**SET PROBLEM**
Pick out all lines in the listing holding the string "styles" and copy them.

**COLLECTED DATA**
──────────────────────────────

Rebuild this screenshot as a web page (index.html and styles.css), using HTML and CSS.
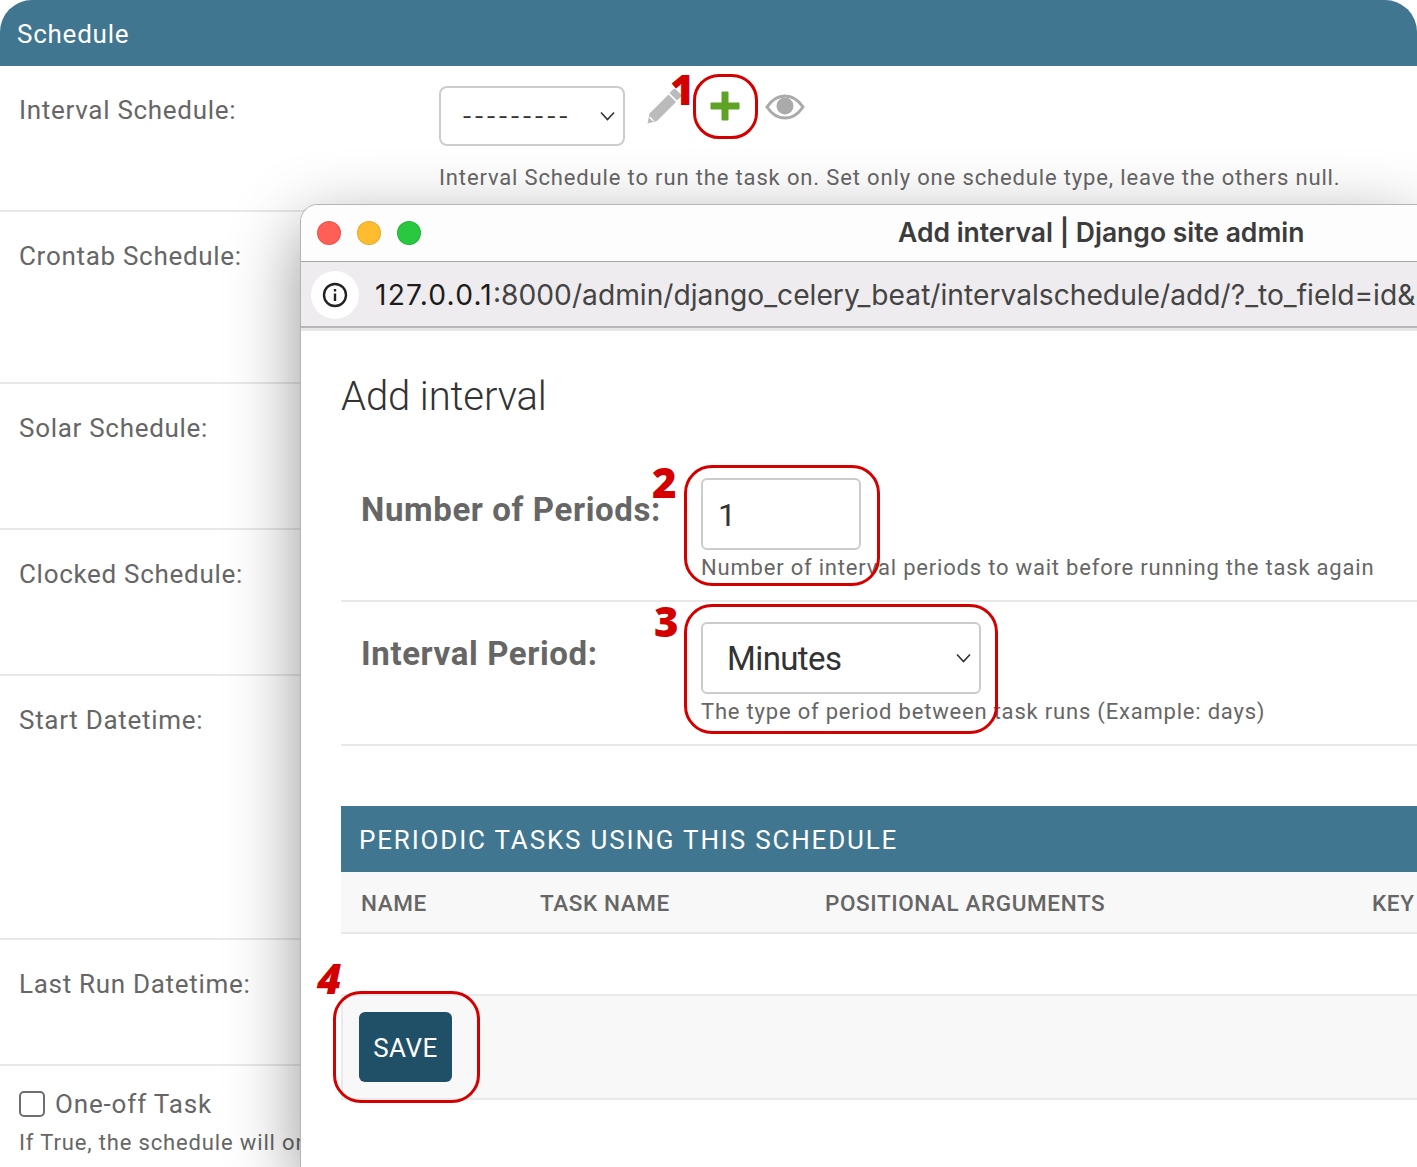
FILE: index.html
```html
<!DOCTYPE html>
<html>

<head>
  <title>Add interval | Django site admin</title>
  <link rel="stylesheet" href="styles.css">
</head>

<body>
  <div class="page">
    <h2 class="module-title">Schedule</h2>

    <div class="row row-interval">
      <div class="row-label">Interval Schedule:</div>
      <div class="row-field">
        <div class="field-line">
          <div class="select select-main"><span>---------</span>
            <svg class="chevron" viewBox="0 0 16 10"><path d="M1.500 1.500 8 8.500l6.500-7" /></svg>
          </div>
          <svg class="icon-pencil" viewBox="0 0 36 36"><path d="M27 1.500a2 2 0 0 1 3 0l4.500 4.500a2 2 0 0 1 0 3l-3.500 3.500-7.500-7.500Z" /><path d="M22.500 6.500 30 14 11 33 1.500 35.500 3.500 25.500Z" /><path class="pencil-cut" d="M3.500 29 7.500 33" /></svg>
          <svg class="icon-plus" viewBox="0 0 32 32"><path d="M12.500 2.500a1 1 0 0 1 1-1h5a1 1 0 0 1 1 1v10h10a1 1 0 0 1 1 1v5a1 1 0 0 1-1 1h-10v10a1 1 0 0 1-1 1h-5a1 1 0 0 1-1-1v-10h-10a1 1 0 0 1-1-1v-5a1 1 0 0 1 1-1h10Z" /></svg>
          <svg class="icon-eye" viewBox="0 0 40 26"><path class="eye-lid" d="M2 13C7 5.500 13 2 20 2s13 3.500 18 11c-5 7.500-11 11-18 11S7 20.500 2 13Z" /><circle cx="20" cy="12" r="8.500" /></svg>
        </div>
        <p class="help help-main">Interval Schedule to run the task on. Set only one schedule type, leave the others null.</p>
      </div>
    </div>
    <div class="row row-crontab"><div class="row-label">Crontab Schedule:</div></div>
    <div class="row row-solar"><div class="row-label">Solar Schedule:</div></div>
    <div class="row row-clocked"><div class="row-label">Clocked Schedule:</div></div>
    <div class="row row-start"><div class="row-label">Start Datetime:</div></div>
    <div class="row row-last"><div class="row-label">Last Run Datetime:</div></div>
    <div class="row-oneoff">
      <div class="oneoff-line"><span class="checkbox"></span>One-off Task</div>
      <p class="help">If True, the schedule will only run the task a single time</p>
    </div>
  </div>

  <div class="popup">
    <div class="titlebar">
      <div class="lights">
        <span class="light light-red"></span>
        <span class="light light-yellow"></span>
        <span class="light light-green"></span>
      </div>
      <div class="window-title">Add interval | Django site admin</div>
    </div>
    <div class="urlbar">
      <span class="info-badge">
        <svg viewBox="0 0 26 26"><circle cx="13" cy="13" r="11" /><path d="M13 11.500V19M13 7V9.500" /></svg>
      </span>
      <span class="url"><b>127.0.0.1</b>:8000/admin/django_celery_beat/intervalschedule/add/?_to_field=id&amp;</span>
    </div>

    <div class="content">
      <h1>Add interval</h1>

      <div class="popup-row">
        <div class="popup-label">Number of Periods:</div>
        <div>
          <div class="input">1</div>
          <p class="help">Number of interval periods to wait before running the task again</p>
        </div>
      </div>

      <div class="popup-row">
        <div class="popup-label">Interval Period:</div>
        <div>
          <div class="select select-period"><span>Minutes</span>
            <svg class="chevron" viewBox="0 0 16 10"><path d="M1.500 1.500 8 8.500l6.500-7" /></svg>
          </div>
          <p class="help">The type of period between task runs (Example: days)</p>
        </div>
      </div>

      <div class="inline-group">
        <h2 class="inline-title">PERIODIC TASKS USING THIS SCHEDULE</h2>
        <div class="inline-head">
          <span class="col col-name">NAME</span>
          <span class="col col-task">TASK NAME</span>
          <span class="col col-args">POSITIONAL ARGUMENTS</span>
          <span class="col">KEY</span>
        </div>
      </div>

      <div class="submit-row">
        <span class="save-btn">SAVE</span>
      </div>
    </div>
  </div>

  <!-- red tutorial marks -->
  <div class="mark mark-plus"></div>
  <div class="mark mark-periods"></div>
  <div class="mark mark-period"></div>
  <div class="mark mark-save"></div>
  <div class="num num-1">1</div>
  <div class="num num-2">2</div>
  <div class="num num-3">3</div>
  <div class="num num-4">4</div>
</body>

</html>
```

FILE: styles.css
```css
html,
body {
  margin: 0;
  height: 100%;
}

body {
  position: relative;
  width: 1417px;
  height: 1167px;
  overflow: hidden;
  background: #fff;
  font-family: Roboto, "Liberation Sans", sans-serif;
  color: #666;
}

p,
h1,
h2 {
  margin: 0;
  font-weight: 400;
}

/* page behind the popup */
.module-title {
  height: 66px;
  padding: 19px 0 0 17px;
  box-sizing: border-box;
  background: #417690;
  border-radius: 32px 32px 0 0;
  color: #fff;
  font-size: 26px;
  line-height: 30px;
  letter-spacing: 0.75px;
}

.row {
  display: flex;
  box-sizing: border-box;
  padding: 28px 0 0 19px;
  border-bottom: 2px solid #e8e8e8;
  font-size: 26px;
  letter-spacing: 0.7px;
}

.row-label {
  width: 420px;
  line-height: 32px;
  flex-shrink: 0;
}

.row-interval { height: 146px; }
.row-crontab { height: 172px; }
.row-solar { height: 146px; }
.row-clocked { height: 146px; }
.row-start { height: 264px; }
.row-last { height: 126px; }

.row-field {
  flex: 1;
}

.field-line {
  display: flex;
  align-items: flex-start;
}

.select {
  display: flex;
  align-items: center;
  justify-content: space-between;
  box-sizing: border-box;
  border: 2px solid #ccc;
  border-radius: 8px;
  color: #333;
}

.select-main {
  width: 186px;
  height: 60px;
  margin-top: -8px;
  padding: 0 7px 0 21px;
  font-family: Inter, "Liberation Sans", sans-serif;
  font-size: 22px;
  letter-spacing: 1.9px;
}

.chevron {
  width: 17px;
  height: 10px;
  flex-shrink: 0;
  fill: none;
  stroke: #333;
  stroke-width: 1.6;
}

.icon-pencil {
  width: 36px;
  height: 36px;
  margin: -6px 0 0 21px;
  fill: #bbb;
}

.pencil-cut {
  fill: none;
  stroke: #fff;
  stroke-width: 1.5;
}

.icon-plus {
  width: 32px;
  height: 32px;
  margin: -6px 0 0 27px;
  fill: #5fa225;
  position: relative;
  top: 2px;
}

.icon-eye {
  width: 40px;
  height: 26px;
  margin: 0 0 0 24px;
  fill: #aaa;
}

.eye-lid {
  fill: #fff;
  stroke: #aaa;
  stroke-width: 3;
}

.help {
  font-size: 22px;
  line-height: 28px;
  letter-spacing: 0.85px;
  color: #666;
  white-space: nowrap;
}

.help-main {
  margin-top: 18px;
}

.row-oneoff {
  padding: 22px 0 0 19px;
  font-size: 26px;
  letter-spacing: 0.85px;
}

.oneoff-line {
  display: flex;
  align-items: center;
  line-height: 32px;
}

.checkbox {
  width: 22px;
  height: 22px;
  margin-right: 10px;
  border: 2px solid #6f6f6f;
  border-radius: 5px;
}

.row-oneoff .help {
  margin-top: 9px;
}

/* popup window */
.popup {
  position: absolute;
  left: 300px;
  top: 204px;
  width: 1117px;
  height: 963px;
  box-sizing: border-box;
  overflow: hidden;
  background: #fff;
  border: 1px solid #b4b4b4;
  border-width: 1px 0 0 1px;
  border-radius: 18px 0 0 0;
  box-shadow: 0 22px 70px rgba(0, 0, 0, 0.42);
}

.titlebar {
  display: flex;
  align-items: center;
  box-sizing: border-box;
  height: 57px;
  padding: 0 0 3px 16px;
  background: #fdfdfd;
  border-bottom: 1px solid #a6a6a6;
}

.lights {
  display: flex;
  gap: 16px;
  margin-top: 3px;
}

.light {
  width: 24px;
  height: 24px;
  box-sizing: border-box;
  border-radius: 50%;
  border: 1px solid rgba(0, 0, 0, 0.1);
}

.light-red { background: #ff5f57; }
.light-yellow { background: #febc2e; }
.light-green { background: #28c840; }

.window-title {
  margin-left: 477px;
  font-family: Inter, "Liberation Sans", sans-serif;
  font-weight: 600;
  font-size: 26.500px;
  color: #3c3c3c;
  white-space: nowrap;
}

.urlbar {
  display: flex;
  align-items: center;
  box-sizing: border-box;
  height: 66px;
  padding: 1px 0 0 10px;
  background: #eeecee;
  border-bottom: 2px solid #b8b8b8;
  box-shadow: 0 3px 0 #e6e6e6;
}

.info-badge {
  display: flex;
  align-items: center;
  justify-content: center;
  flex-shrink: 0;
  width: 48px;
  height: 48px;
  background: #fff;
  border-radius: 50%;
}

.info-badge svg {
  width: 26px;
  height: 26px;
  fill: none;
  stroke: #222;
  stroke-width: 2.400;
}

.url {
  margin-left: 16px;
  font-family: Inter, "Liberation Sans", sans-serif;
  font-size: 28.200px;
  color: #444;
  white-space: nowrap;
}

.url b {
  font-weight: 400;
  letter-spacing: 1.2px;
  color: #1c1c1c;
}

.content {
  padding: 0 0 0 40px;
}

.content h1 {
  box-sizing: border-box;
  padding-top: 45px;
  height: 130px;
  font-size: 40px;
  font-weight: 300;
  line-height: 48px;
  letter-spacing: -0.1px;
  color: #333;
}

.popup-row {
  display: flex;
  box-sizing: border-box;
  height: 144px;
  padding: 20px 0 0 20px;
  border-bottom: 2px solid #e8e8e8;
}

.popup-label {
  width: 340px;
  flex-shrink: 0;
  margin-top: 12px;
  font-size: 33px;
  line-height: 40px;
  letter-spacing: 0.62px;
  font-weight: 700;
  color: #666;
  white-space: nowrap;
}

.input {
  box-sizing: border-box;
  width: 160px;
  height: 72px;
  padding: 0 15px;
  border: 2px solid #ccc;
  border-radius: 6px;
  font-size: 32px;
  line-height: 70px;
  color: #333;
}

.select-period {
  width: 280px;
  height: 72px;
  padding: 0 7px 0 24px;
  border-radius: 6px;
  font-size: 33px;
  letter-spacing: -0.6px;
}

.popup-row .help {
  margin-top: 4px;
  letter-spacing: 0.8px;
}

.inline-group {
  margin-top: 60px;
}

.inline-title {
  height: 66px;
  padding-left: 18px;
  background: #417690;
  color: #fff;
  font-size: 26px;
  line-height: 68px;
  letter-spacing: 1.82px;
  white-space: nowrap;
}

.inline-head {
  display: flex;
  box-sizing: border-box;
  height: 62px;
  padding-left: 20px;
  background: #f8f8f8;
  border-bottom: 2px solid #e8e8e8;
  font-size: 22.500px;
  line-height: 62px;
  letter-spacing: 0.6px;
  font-weight: 500;
  color: #666;
  white-space: nowrap;
}

.col {
  flex-shrink: 0;
}

.col-name { width: 179px; }
.col-task { width: 285px; }
.col-args { width: 547px; }

.submit-row {
  box-sizing: border-box;
  height: 106px;
  margin-top: 60px;
  padding: 16px 0 0 16px;
  background: #f8f8f8;
  border: 2px solid #eaeaea;
  border-right: 0;
}

.save-btn {
  display: block;
  width: 93px;
  height: 70px;
  background: #205067;
  border-radius: 6px;
  color: #fff;
  font-size: 26px;
  line-height: 72px;
  letter-spacing: 0.5px;
  text-align: center;
}

/* red marks */
.mark {
  position: absolute;
  box-sizing: border-box;
  border: 3px solid #d40000;
}

.mark-plus {
  left: 693px;
  top: 74px;
  width: 65px;
  height: 65px;
  border-radius: 26px;
}

.mark-periods {
  left: 684px;
  top: 465px;
  width: 196px;
  height: 121px;
  border-radius: 28px;
}

.mark-period {
  left: 684px;
  top: 604px;
  width: 314px;
  height: 130px;
  border-radius: 28px;
}

.mark-save {
  left: 333px;
  top: 991px;
  width: 147px;
  height: 112px;
  border-radius: 28px;
}

.num {
  position: absolute;
  font-family: "Open Sans", "Noto Sans", sans-serif;
  font-weight: 800;
  font-size: 42px;
  line-height: 42px;
  color: #d40000;
}

.num-1 { left: 670px; top: 68px; }
.num-2 { left: 652px; top: 461px; }
.num-3 { left: 654px; top: 600px; }
.num-4 { left: 317px; top: 957px; font-style: italic; }
```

──────────────────────────────

**RESPONSE TO THE TASK**
Rebuild this screenshot as a web page (index.html and styles.css), using HTML and CSS.
  <link rel="stylesheet" href="styles.css">
FILE: styles.css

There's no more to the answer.